Mas Deus escolher as coisas humildes, e as desprezadas, e aquelas que não são, para reduzir a nada as que são. Quando Israel chegou à Terra Prometida, não a encontrou vazia. Havia nela um povo que lhe era superior em número, organização e tecnologia. Os hebreus depararam-se de imediato com a antiga e bem fortificada cidade de Jericó. Como imaginar que a conquistariam, embora Deus houvesse garantido que seria uma conquista sem precedentes na História. Para a inominável conquista Deus quis contar com uma pessoa muito especial desta cidade, e logicamente que em Jericó havia pessoas muito especiais pela sua justiça, pela sua bondade, e cujo caráter as qualificava para tal escolha. Contudo, a escolhida, aquela que não morreu, a que teve o seu nome escrito na genealogia do Cristo foi Raabe, uma prostituta.

Deus escolhe as coisas vis para confundir as nobres. A palavra confundir no grego tem o significado de fazer corar, ficar vermelho de vergonha, envergonhar-se. Não é uma simples mudança de ponto de vista, é a humilhação total.
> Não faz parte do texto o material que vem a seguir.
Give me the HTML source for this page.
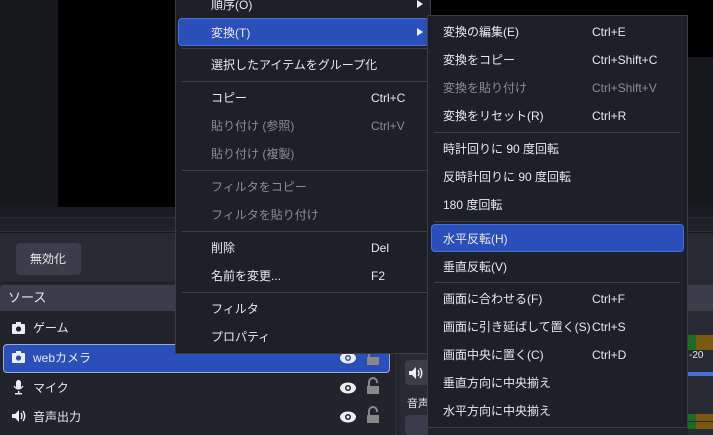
<!DOCTYPE html><html><head><meta charset="utf-8"><style>
*{margin:0;padding:0;box-sizing:border-box}
body{width:713px;height:435px;overflow:hidden;background:#17181c;position:relative;font-family:"Liberation Sans","Noto Sans CJK JP",sans-serif;font-size:12px;color:#e8e8ec}
.a{position:absolute}
.t{position:absolute;white-space:nowrap;line-height:16px}
.d{color:#8a8c94}
.sep{position:absolute;height:1px;background:#3c3f49}
</style></head><body>
<div class="a" style="left:58px;top:0;width:655px;height:57px;background:#000"></div>
<div class="a" style="left:58px;top:0;width:630px;height:207px;background:#000"></div>
<div class="a" style="left:687px;top:0;width:26px;height:27px;background:#000"></div>
<div class="a" style="left:0;top:207px;width:713px;height:10px;background:#1b1c21"></div>
<div class="a" style="left:0;top:217px;width:713px;height:15px;background:#1f2128;border-top:1px solid #2c2e36;border-bottom:1px solid #2c2e36"></div>
<div class="a" style="left:0;top:233px;width:713px;height:202px;background:#272a33"></div>
<div class="a" style="left:16px;top:243px;width:65px;height:32px;background:#3b3e4a;border-radius:4px"></div>
<div class="t" style="left:30px;top:251px">無効化</div>
<div class="a" style="left:0;top:282px;width:176px;height:2px;background:#1f2128"></div>
<div class="a" style="left:0;top:285px;width:395px;height:26px;background:#3b3e4a;border-radius:4px 4px 0 0"></div>
<div class="t" style="left:8px;top:290px;font-size:13px">ソース</div>
<div class="a" style="left:0;top:311px;width:395px;height:124px;background:#22242c"></div>
<div class="a" style="left:3px;top:344px;width:387px;height:29px;background:#2a4fb8;border:1px solid #9aa8d8;border-radius:4px"></div>
<svg class="a" style="left:11px;top:320px" width="16" height="110" viewBox="0 0 16 110">
<g fill="#eee"><rect x="1" y="4" width="13" height="10" rx="1"/><rect x="5" y="2" width="5" height="3"/><circle cx="7.5" cy="9" r="2.6" fill="#22242c"/>
<rect x="1" y="33" width="13" height="10" rx="1"/><rect x="5" y="31" width="5" height="3"/><circle cx="7.5" cy="38" r="2.6" fill="#2a4fb8"/>
<rect x="5" y="60" width="5" height="9" rx="2.5"/><path d="M3 66 q4.5 6 9 0" stroke="#eee" fill="none" stroke-width="1.2"/><rect x="7" y="71" width="1.4" height="3"/><rect x="4" y="73" width="7" height="1.4"/>
<path d="M1 94h3l4-4v12l-4-4H1z"/><path d="M10 93q2 3 0 6M12 91q3.5 5 0 10" stroke="#eee" fill="none" stroke-width="1.4"/></g></svg>
<div class="t" style="left:33px;top:320px">ゲーム</div>
<div class="t" style="left:33px;top:350px">webカメラ</div>
<div class="t" style="left:33px;top:380px">マイク</div>
<div class="t" style="left:33px;top:409px">音声出力</div>
<svg class="a" style="left:339px;top:348px" width="46" height="80" viewBox="0 0 46 80"><g>
<ellipse cx="9" cy="10" rx="8" ry="5.5" fill="#eee"/><circle cx="9" cy="10" r="3" fill="#2a4fb8"/><circle cx="9" cy="10" r="1.5" fill="#eee"/>
<ellipse cx="9" cy="40" rx="8" ry="5.5" fill="#eee"/><circle cx="9" cy="40" r="3" fill="#22242c"/><circle cx="9" cy="40" r="1.5" fill="#eee"/>
<ellipse cx="9" cy="69" rx="8" ry="5.5" fill="#eee"/><circle cx="9" cy="69" r="3" fill="#22242c"/><circle cx="9" cy="69" r="1.5" fill="#eee"/>
<g fill="#888"><rect x="28" y="9" width="12" height="8"/><path d="M30 9v-4a4 4 0 0 1 8 0v1" stroke="#888" fill="none" stroke-width="2"/>
<rect x="28" y="38" width="12" height="8"/><path d="M30 38v-4a4 4 0 0 1 8 0v1" stroke="#888" fill="none" stroke-width="2"/>
<rect x="28" y="67" width="12" height="8"/><path d="M30 67v-4a4 4 0 0 1 8 0v1" stroke="#888" fill="none" stroke-width="2"/></g></g></svg>
<div class="a" style="left:398px;top:311px;width:32px;height:124px;background:#272a33;border-left:1px solid #1f2128"></div>
<div class="a" style="left:405px;top:360px;width:25px;height:25px;background:#3b3e4a;border-radius:4px"></div>
<svg class="a" style="left:408px;top:366px" width="16" height="14"><path d="M1 5h3l4-4v12l-4-4H1z" fill="#eee"/><path d="M10 4q2 3 0 6M12 2q3.5 5 0 10" stroke="#eee" fill="none" stroke-width="1.4"/></svg>
<div class="t" style="left:407px;top:396px;font-size:11px">音声</div>
<div class="a" style="left:405px;top:415px;width:25px;height:20px;background:#3b3e4a;border-radius:4px"></div>
<div class="a" style="left:687px;top:285px;width:26px;height:26px;background:#3b3e4a"></div>
<div class="a" style="left:687px;top:335px;width:26px;height:8px;background:linear-gradient(90deg,#1f6b24 0 9px,#7a5a12 9px)"></div>
<div class="a" style="left:687px;top:343px;width:26px;height:7px;background:linear-gradient(90deg,#1f6b24 0 9px,#7a5a12 9px)"></div>
<div class="t" style="left:689px;top:348px;font-size:10px">-20</div>
<div class="a" style="left:687px;top:372px;width:26px;height:4px;background:#4a6fd8"></div>
<div class="a" style="left:687px;top:414px;width:26px;height:7px;background:linear-gradient(90deg,#1f6b24 0 9px,#7a5a12 9px)"></div>
<div class="a" style="left:687px;top:422px;width:26px;height:7px;background:linear-gradient(90deg,#1f6b24 0 9px,#7a5a12 9px)"></div>
<div class="a" style="left:428px;top:426px;width:260px;height:9px;background:#22242c;border-top:2px solid #1f6b24"></div>

<div class="a" style="left:175px;top:-2px;width:256px;height:356px;background:#1e2028;border:1px solid #3a3d47"></div>
<div class="t" style="left:211px;top:-3px">順序(O)</div>
<div class="a" style="left:178px;top:18px;width:251px;height:28px;background:#2a4fb8;border:1px solid #4a6fd8;border-radius:4px"></div>
<div class="t" style="left:211px;top:25px">変換(T)</div>
<svg class="a" style="left:416px;top:0" width="8" height="40"><path d="M1 0l6 4-6 4zM1 28l6 4-6 4z" fill="#eee"/></svg>
<div class="sep" style="left:182px;top:48px;width:245px"></div>
<div class="t" style="left:211px;top:57px">選択したアイテムをグループ化</div>
<div class="sep" style="left:182px;top:81px;width:245px"></div>
<div class="t" style="left:211px;top:90px">コピー</div><div class="t" style="left:371px;top:90px">Ctrl+C</div>
<div class="t d" style="left:211px;top:118px">貼り付け (参照)</div><div class="t d" style="left:371px;top:118px">Ctrl+V</div>
<div class="t d" style="left:211px;top:146px">貼り付け (複製)</div>
<div class="sep" style="left:182px;top:170px;width:245px"></div>
<div class="t d" style="left:211px;top:179px">フィルタをコピー</div>
<div class="t d" style="left:211px;top:207px">フィルタを貼り付け</div>
<div class="sep" style="left:182px;top:231px;width:245px"></div>
<div class="t" style="left:211px;top:240px">削除</div><div class="t" style="left:371px;top:240px">Del</div>
<div class="t" style="left:211px;top:268px">名前を変更...</div><div class="t" style="left:371px;top:268px">F2</div>
<div class="sep" style="left:182px;top:292px;width:245px"></div>
<div class="t" style="left:211px;top:301px">フィルタ</div>
<div class="t" style="left:211px;top:329px">プロパティ</div>

<div class="a" style="left:427px;top:15px;width:261px;height:413px;background:#1e2028;border:1px solid #3a3d47"></div>
<div class="t" style="left:443px;top:24px">変換の編集(E)</div><div class="t" style="left:592px;top:24px">Ctrl+E</div>
<div class="t" style="left:443px;top:52px">変換をコピー</div><div class="t" style="left:592px;top:52px">Ctrl+Shift+C</div>
<div class="t d" style="left:443px;top:80px">変換を貼り付け</div><div class="t d" style="left:592px;top:80px">Ctrl+Shift+V</div>
<div class="t" style="left:443px;top:108px">変換をリセット(R)</div><div class="t" style="left:592px;top:108px">Ctrl+R</div>
<div class="sep" style="left:434px;top:132px;width:246px"></div>
<div class="t" style="left:443px;top:141px">時計回りに 90 度回転</div>
<div class="t" style="left:443px;top:169px">反時計回りに 90 度回転</div>
<div class="t" style="left:443px;top:197px">180 度回転</div>
<div class="sep" style="left:434px;top:221px;width:246px"></div>
<div class="a" style="left:431px;top:224px;width:253px;height:28px;background:#2a4fb8;border:1px solid #4a6fd8;border-radius:4px"></div>
<div class="t" style="left:443px;top:231px">水平反転(H)</div>
<div class="t" style="left:443px;top:259px">垂直反転(V)</div>
<div class="sep" style="left:434px;top:282px;width:246px"></div>
<div class="t" style="left:443px;top:291px">画面に合わせる(F)</div><div class="t" style="left:592px;top:291px">Ctrl+F</div>
<div class="t" style="left:443px;top:319px">画面に引き延ばして置く(S)</div><div class="t" style="left:592px;top:319px">Ctrl+S</div>
<div class="t" style="left:443px;top:347px">画面中央に置く(C)</div><div class="t" style="left:592px;top:347px">Ctrl+D</div>
<div class="t" style="left:443px;top:375px">垂直方向に中央揃え</div>
<div class="t" style="left:443px;top:403px">水平方向に中央揃え</div>
</body></html>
Durante anos passei buscando em um paralelo para esta situação nos dias atuais, até o dia que eu vi um julgamento ao vivo pela TV. Eu já devo ter contado esse fato neste blog, mas ele foi tão marcante que não tenho vergonha de repeti-lo. Um homem que estava sendo acusado de crime, sequestro, tráfico de drogas e uma série enorme de delitos, encarou o juiz e o júri chamando para si toda culpa. Disse ele: fui eu mesmo. Isso me fez recordar as muitas vezes que me escondi por trás de em colarinho clerical para fugir da minha culpa. Das muitas vezes que permiti que alguém ou alguma situação amenizasse o meu pecado. Foi aí que mais uma vez eu tive a certeza de que Deus escolhe as coisas vis para envergonhar, fazer corar, ficar vermelho de vergonha todas as coisas nobres.

Mas Deus escolheu você, Deus escolheu a mim. Não pelo que somos ou pelo que fizemos, mas pela sua graça. Quando tomo ciência da profundidade em que me jogou o meu pecado eu me lembro do que disse um velho pastor batista: A graça de Deus busca a desgraça do homem como as águas do oceano buscam as profundezas. Quanto mais profundeza, mais água. Quanto mais desgraça, mais graça.